Suddenly Sluggish Pc Market Leads To Key Tronic Layoffs

Michael Murphey Staff Writer

Key Tronic Corp. has laid off about 60 of its full-time employees this month as the Spokane-based computer keyboard manufacturer continues to cope with reductions in customer orders.

Demand for personal computers world-wide is apparently slowing at rates greater than the industry had anticipated, and that means Key Tronic’s customers are slowing their orders.

“We’ve had some layoffs throughout this month due to some downturn in our revenue forecasts going forward,” Ken Clement, Key Tronic’s director of human resources, confirmed Monday.
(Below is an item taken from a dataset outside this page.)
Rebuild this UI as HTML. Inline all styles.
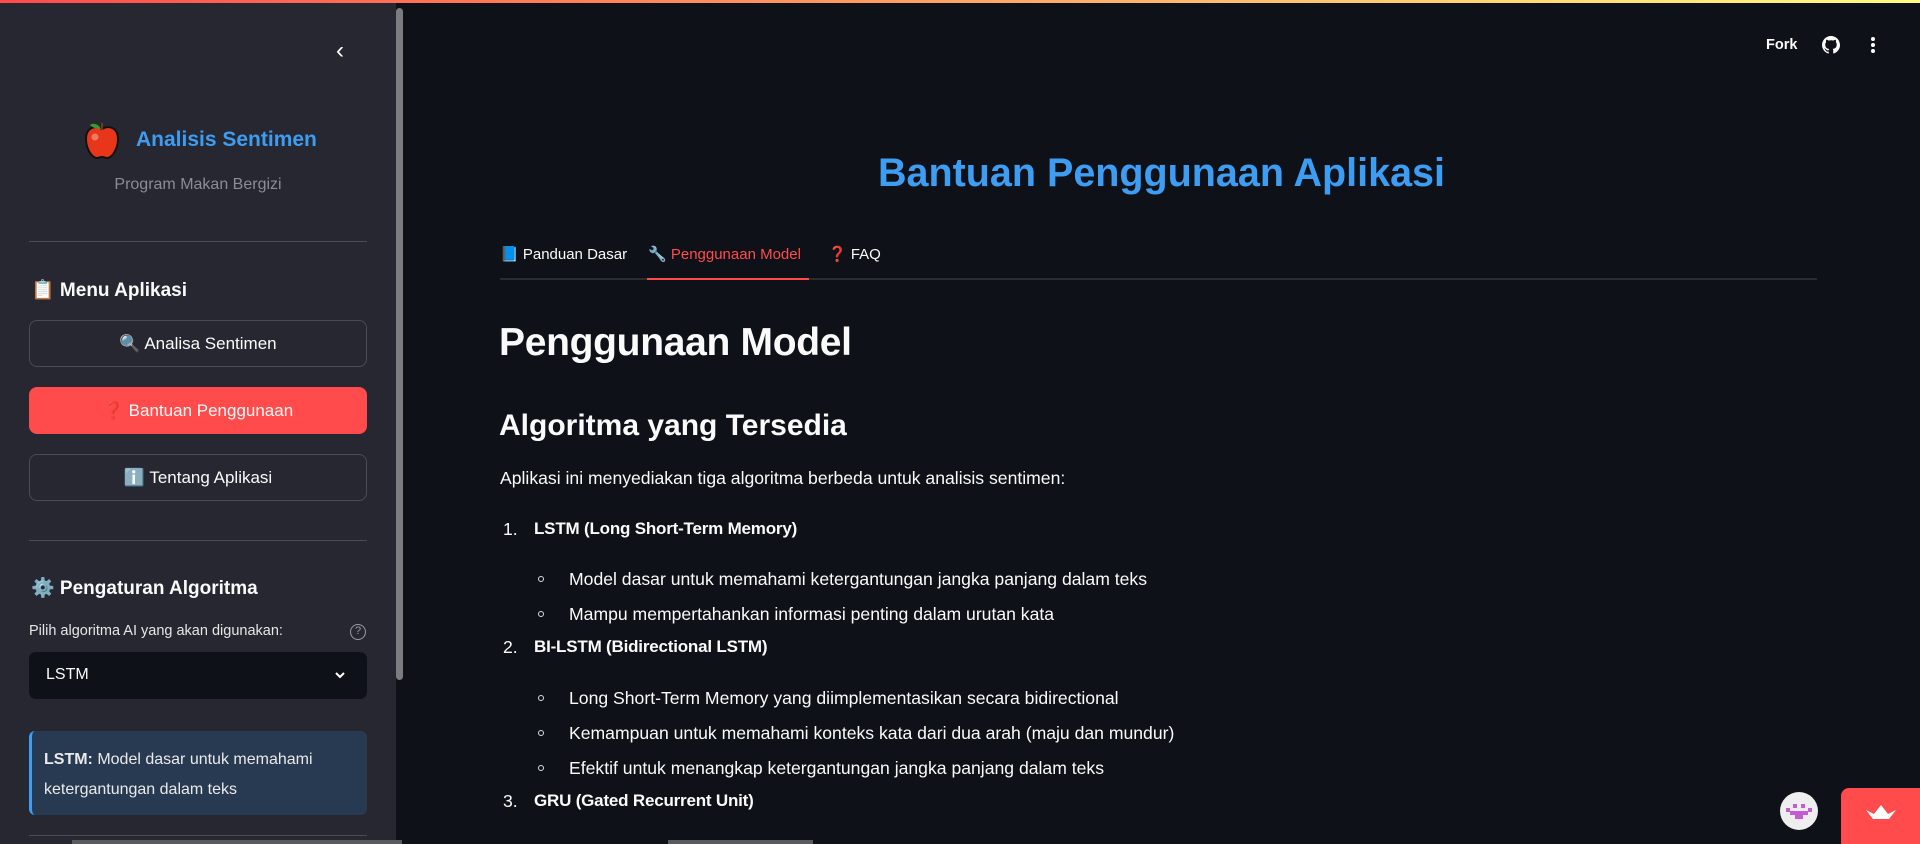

The company’s research and administration division was reduced by 22 people. Some of those reductions occurred at Key Tronic’s facilities in Las Cruces, N.M., and El Paso, Texas. Eleven jobs were eliminated in the electrical assembly area. Thirteen jobs were affected in the assembly operations area and 16 jobs in the mold shop.
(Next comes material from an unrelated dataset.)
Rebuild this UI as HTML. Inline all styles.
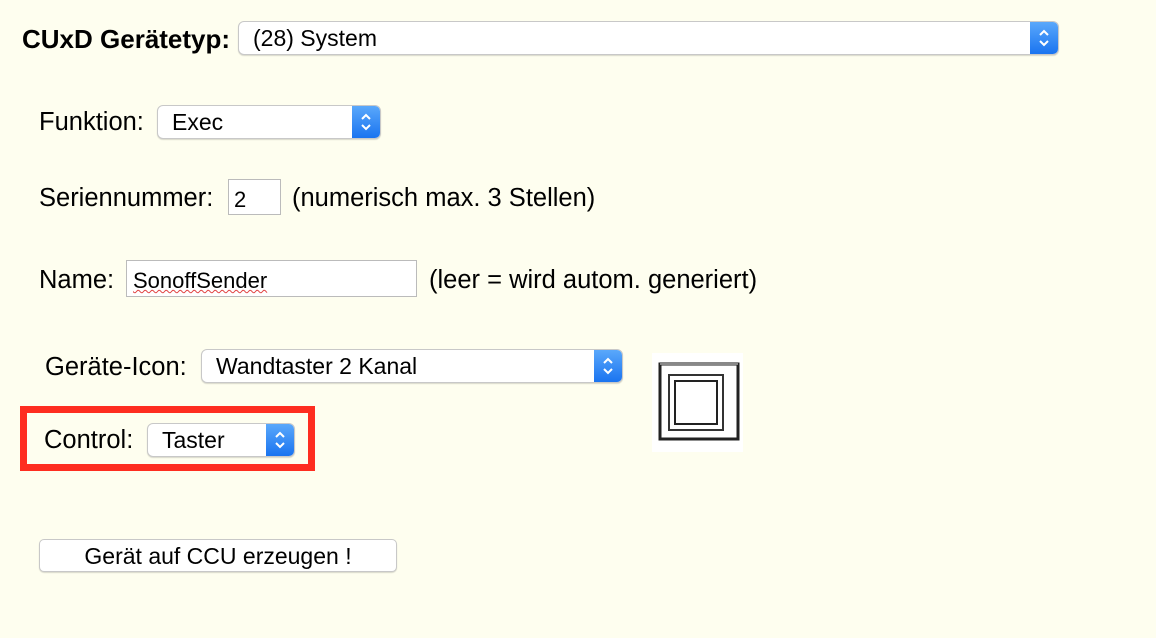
<!DOCTYPE html>
<html><head><meta charset="utf-8"><style>
body{margin:0;width:1156px;height:638px;background:#fefeef;font-family:"Liberation Sans",sans-serif;color:#000;position:relative;overflow:hidden}
.a{position:absolute;white-space:nowrap}
.lbl{font-size:25.5px}
.sel{position:absolute;background:#fff;border:1px solid #c8c8c8;border-radius:6px;box-shadow:0 1px 1px rgba(0,0,0,.15);font-size:23px;box-sizing:border-box;overflow:hidden}
.sel span{position:absolute;left:14px;top:50%;transform:translateY(-48%)}
.arr{position:absolute;right:0;top:0;bottom:0;width:28px;background:linear-gradient(#5aa8fb,#1a74f0);display:flex;align-items:center;justify-content:center}
.inp{position:absolute;background:#fff;border:1px solid #bbb;box-sizing:border-box;font-size:22px}
</style></head><body>
<div class="a" style="left:22px;top:24px;font-size:26px;font-weight:bold">CUxD Gerätetyp:</div>
<div class="sel" style="left:238px;top:21px;width:821px;height:34px"><span>(28) System</span><div class="arr"><svg width="14" height="22" viewBox="0 0 14 22"><path d="M3 8 L7 4 L11 8 M3 14 L7 18 L11 14" stroke="#fff" stroke-width="2" fill="none"/></svg></div></div>

<div class="a lbl" style="left:39px;top:108px">Funktion:</div>
<div class="sel" style="left:157px;top:105px;width:224px;height:34px"><span>Exec</span><div class="arr"><svg width="14" height="22" viewBox="0 0 14 22"><path d="M3 8 L7 4 L11 8 M3 14 L7 18 L11 14" stroke="#fff" stroke-width="2" fill="none"/></svg></div></div>

<div class="a lbl" style="left:39px;top:184px">Seriennummer:</div>
<div class="inp" style="left:228px;top:179px;width:53px;height:36px"><span class="a" style="left:5px;top:7px">2</span></div>
<div class="a lbl" style="left:292px;top:184px">(numerisch max. 3 Stellen)</div>

<div class="a lbl" style="left:39px;top:266px">Name:</div>
<div class="inp" style="left:126px;top:260px;width:291px;height:37px"><span class="a" style="left:6px;top:7px;text-decoration:underline wavy #e04040;text-decoration-thickness:1px">SonoffSender</span></div>
<div class="a lbl" style="left:429px;top:266px">(leer = wird autom. generiert)</div>

<div class="a lbl" style="left:45px;top:353px">Geräte-Icon:</div>
<div class="sel" style="left:201px;top:349px;width:422px;height:34px"><span>Wandtaster 2 Kanal</span><div class="arr"><svg width="14" height="22" viewBox="0 0 14 22"><path d="M3 8 L7 4 L11 8 M3 14 L7 18 L11 14" stroke="#fff" stroke-width="2" fill="none"/></svg></div></div>

<div class="a" style="left:652px;top:353px;width:91px;height:99px;background:#fff"></div>
<svg class="a" style="left:652px;top:353px" width="91" height="99" viewBox="0 0 91 99">
<rect x="8" y="11" width="78" height="75" fill="none" stroke="#222" stroke-width="3"/>
<rect x="8" y="9" width="78" height="3" fill="#888"/>
<rect x="17" y="22" width="54" height="55" fill="none" stroke="#333" stroke-width="2"/>
<rect x="23" y="28" width="42" height="43" fill="none" stroke="#222" stroke-width="2"/>
</svg>

<div class="a" style="left:20px;top:406px;width:295px;height:65px;box-sizing:border-box;border:7px solid #fe2d20"></div>
<div class="a lbl" style="left:44px;top:426px">Control:</div>
<div class="sel" style="left:147px;top:423px;width:148px;height:34px"><span>Taster</span><div class="arr"><svg width="14" height="22" viewBox="0 0 14 22"><path d="M3 8 L7 4 L11 8 M3 14 L7 18 L11 14" stroke="#fff" stroke-width="2" fill="none"/></svg></div></div>

<div class="a" style="left:39px;top:539px;width:358px;height:33px;background:#fff;border:1px solid #c8c8c8;border-radius:5px;box-sizing:border-box;box-shadow:0 1px 1px rgba(0,0,0,.15);font-size:23px;text-align:center;line-height:32px">Gerät auf CCU erzeugen !</div>
</body></html>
“Not only is demand off for our mold shop work, but we also transferred a few of our molding machines to our plant in Juarez (Mexico) to get them closer to the production site,” Clement said.

Clement said the company has also reduced its temporary work force.

Analysts at Piper Jaffray reported earlier this month that, “Several of (Key Tronic’s) large customers have asked that shipments in the second and third quarters be slowed … End market demand is slowing significantly and inventories of keyboards are apparently building at the retail and original equipment manufacturer levels.”

“This has apparently happened very quickly in the last couple of weeks,” the Piper Jaffray report stated.

Fred Wenninger, who last year replaced Key Tronic Board Chairman Stanley Hiller as the company’s chief executive officer, told investors at the company’s annual meeting in October that Key Tronic needed to broaden its customer base to minimize earnings swings.

Wenninger, who is also Key Tronic’s president, said that while Key Tronic had made great strides in recent years by winning important new contracts with major companies like IBM and Microsoft, it needed to do more.

In an earnings report statement last week, Wenninger said the company has had some success in broadening the customer base, but results from those new accounts will take time to show up on the bottom line.

In the meantime, Key Tronic must make adjustments to cope with revenue reductions. Although the company was profitable in the second quarter of the fiscal year, ended Dec. 30,, the earnings report statement indicated company officials expect to sustain a loss during the third quarter.

Key Tronic employs about 2,700 people company wide, about 975 of them in Spokane County.

The company manufactures computer keyboards and other input devices in the United States, Mexico and Ireland.